Community radio stations owe much of their survival to local advertisers, who can target a very specific market. For many, their loyalty is mirrored by their longevity.
“We have been so fortunate (with our advertisers),” says Bart Walker, who changed the format of WGNS from contemporary music to talk radio in 1991. “We have some who have been with us since the station signed on in 1947. And they are proud of that.”
Shacklett’s Photography in Murfreesboro is one such business. Founded in 1936, the company’s attention to the community parallels that of WGNS, the business’ owner says.
“It seems that the people who listen to WGNS look to it to inform them about what’s really going on in our community,” says Bill Shacklett, who along with his sister, Gloria Christy, took over the photography company from their parents in 1989.
“We try to leverage that same kind of perspective from our customers. We focus on community history, and we try to help Bart with some of our input.”

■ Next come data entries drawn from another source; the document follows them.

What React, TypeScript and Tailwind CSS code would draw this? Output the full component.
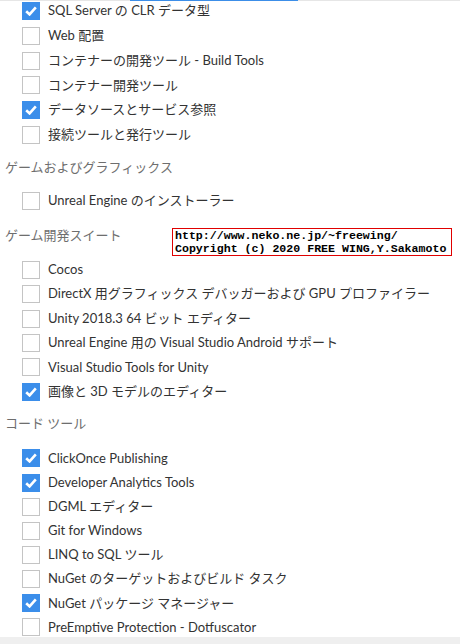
import React from "react";

type Item = { label: string; checked?: boolean };
type Group = { title?: string; head?: string; row: string; items: Item[] };

const groups: Group[] = [
    {
        row: "h-[24.8px]",
        items: [
            { label: "SQL Server の CLR データ型", checked: true },
            { label: "Web 配置" },
            { label: "コンテナーの開発ツール - Build Tools" },
            { label: "コンテナー開発ツール" },
            { label: "データソースとサービス参照", checked: true },
            { label: "接続ツールと発行ツール" },
        ],
    },
    {
        title: "ゲームおよびグラフィックス",
        head: "h-[41.5px]",
        row: "h-[24.15px]",
        items: [{ label: "Unreal Engine のインストーラー" }],
    },
    {
        title: "ゲーム開発スイート",
        head: "h-[44.5px]",
        row: "h-[24.4px]",
        items: [
            { label: "Cocos" },
            { label: "DirectX 用グラフィックス デバッガーおよび GPU プロファイラー" },
            { label: "Unity 2018.3 64 ビット エディター" },
            { label: "Unreal Engine 用の Visual Studio Android サポート" },
            { label: "Visual Studio Tools for Unity" },
            { label: "画像と 3D モデルのエディター", checked: true },
        ],
    },
    {
        title: "コード ツール",
        head: "h-[42.5px] pb-[3px]",
        row: "h-[24.15px]",
        items: [
            { label: "ClickOnce Publishing", checked: true },
            { label: "Developer Analytics Tools", checked: true },
            { label: "DGML エディター" },
            { label: "Git for Windows" },
            { label: "LINQ to SQL ツール" },
            { label: "NuGet のターゲットおよびビルド タスク" },
            { label: "NuGet パッケージ マネージャー", checked: true },
            { label: "PreEmptive Protection - Dotfuscator" },
        ],
    },
];

const Check: React.FC<{ checked?: boolean }> = ({ checked }) =>
    checked ? (
        <span className="flex h-[18px] w-[18px] shrink-0 items-center justify-center bg-[#3b8eea]">
            <svg width="12" height="10" viewBox="0 0 12 10">
                <path d="M1.2 5.2 L4.6 8.4 L10.8 1.4" fill="none" stroke="#fff" strokeWidth="2.6" />
            </svg>
        </span>
    ) : (
        <span className="h-[18px] w-[18px] shrink-0 border border-[#c4c4c4] bg-white" />
    );

export default function App() {
    return (
        <div className="relative h-[644px] w-[460px] overflow-hidden bg-white font-['Lato','Noto_Sans_CJK_JP',sans-serif]">
            <div className="-mt-[1.4px] flex flex-col">
                {groups.map((g, gi) => (
                    <div key={gi} className="flex flex-col">
                        {g.title && (
                            <div className={`flex items-center pl-[5px] text-[13px] text-[#6e6e6e] ${g.head}`}>
                                {g.title}
                            </div>
                        )}
                        {g.items.map((it, i) => (
                            <div key={i} className={`flex items-center gap-[8px] pl-[22px] text-[13px] text-[#333] ${g.row}`}>
                                <Check checked={it.checked} />
                                <span className="whitespace-nowrap">{it.label}</span>
                            </div>
                        ))}
                    </div>
                ))}
            </div>
            <div className="absolute left-0 top-0 flex h-px w-full bg-[#e6e6e6]">
                <div className="ml-[130px] h-px w-[168px] bg-[#3c8ee8]" />
            </div>
            <div className="absolute bottom-0 left-0 h-[7px] w-full bg-[#efefef]" />
            <div className="absolute left-[172px] top-[228px] w-[280px] border border-[#e00000] bg-white px-[2px] font-['Liberation_Mono',monospace] text-[11.6px] font-bold leading-[13px] text-black">
                <div>http://www.neko.ne.jp/~freewing/</div>
                <div>Copyright (c) 2020 FREE WING,Y.Sakamoto</div>
            </div>
        </div>
    );
}
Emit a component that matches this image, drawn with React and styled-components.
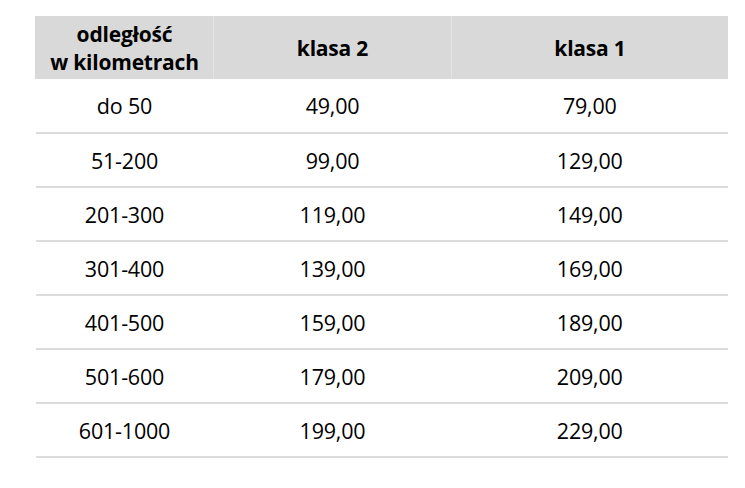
import React from 'react';
import styled, { createGlobalStyle } from 'styled-components';

const GlobalStyle = createGlobalStyle`
  body {
    margin: 0;
    background: #ffffff;
    font-family: "Open Sans", "Noto Sans", sans-serif;
  }
`;

const rows = [
  ['do 50', '49,00', '79,00'],
  ['51-200', '99,00', '129,00'],
  ['201-300', '119,00', '149,00'],
  ['301-400', '139,00', '169,00'],
  ['401-500', '159,00', '189,00'],
  ['501-600', '179,00', '209,00'],
  ['601-1000', '199,00', '229,00'],
];

const Page = styled.div`
  padding: 16px 0 0 35px;
`;

const Table = styled.table`
  width: 690px;
  border-collapse: collapse;
  table-layout: fixed;
  color: #000;
`;

const HeadCell = styled.th`
  width: ${(p) => p.w}px;
  height: 63px;
  padding: 0;
  background: #d9d9d9;
  border-left: 1px solid ${(p) => (p.first ? '#d9d9d9' : '#e4e4e4')};
  font-size: 21px;
  font-weight: 700;
  line-height: 28px;
  letter-spacing: -0.2px;
  text-align: center;
  vertical-align: middle;
`;

const Row = styled.tr`
  height: 54px;
  border-bottom: 2px solid #dcdcdc;
`;

const Cell = styled.td`
  padding: 0;
  font-size: 21.5px;
  letter-spacing: -0.2px;
  text-align: center;
  vertical-align: middle;
`;

export default function App() {
  return (
    <Page>
      <GlobalStyle />
      <Table>
        <thead>
          <tr>
            <HeadCell w={177} first>odległość<br />w kilometrach</HeadCell>
            <HeadCell w={237}>klasa 2</HeadCell>
            <HeadCell w={276}>klasa 1</HeadCell>
          </tr>
        </thead>
        <tbody>
          {rows.map((r) => (
            <Row key={r[0]}>
              {r.map((c, i) => <Cell key={i}>{c}</Cell>)}
            </Row>
          ))}
        </tbody>
      </Table>
    </Page>
  );
}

While community radio can be looked on as quaint or even nostalgic in its format – most of the area’s stations date to the 1940s and early ’50s – that doesn’t mean they’re necessarily behind the times. They’re thinking locally but acting globally, in a sense, by using the Internet to broadcast worldwide.
“We’re not afraid of the Internet anymore,” says Lawrence, a Franklin native who started in radio at age 14. “We use it as a tool, and we stream everything online now.”
Of course, the bottom line for community radio is just as it is for any business. Stations strive to operate in the black, and MTSU’s Pondillo says there can be a fine line between making money and providing a service for the community.
“(Profit) margins, especially in local radio, are really small,” he says. “You’re not going to get rich by running a little radio station, but you can do a great, great service for a community.
“General managers have to decide how they’re going to spread their dollars. These are business people, after all, and they’re trying to make it work and still make a profit at the end of the day.
“I really think they’re doing the best they can, and they’ll probably be around longer than you might think,” he adds.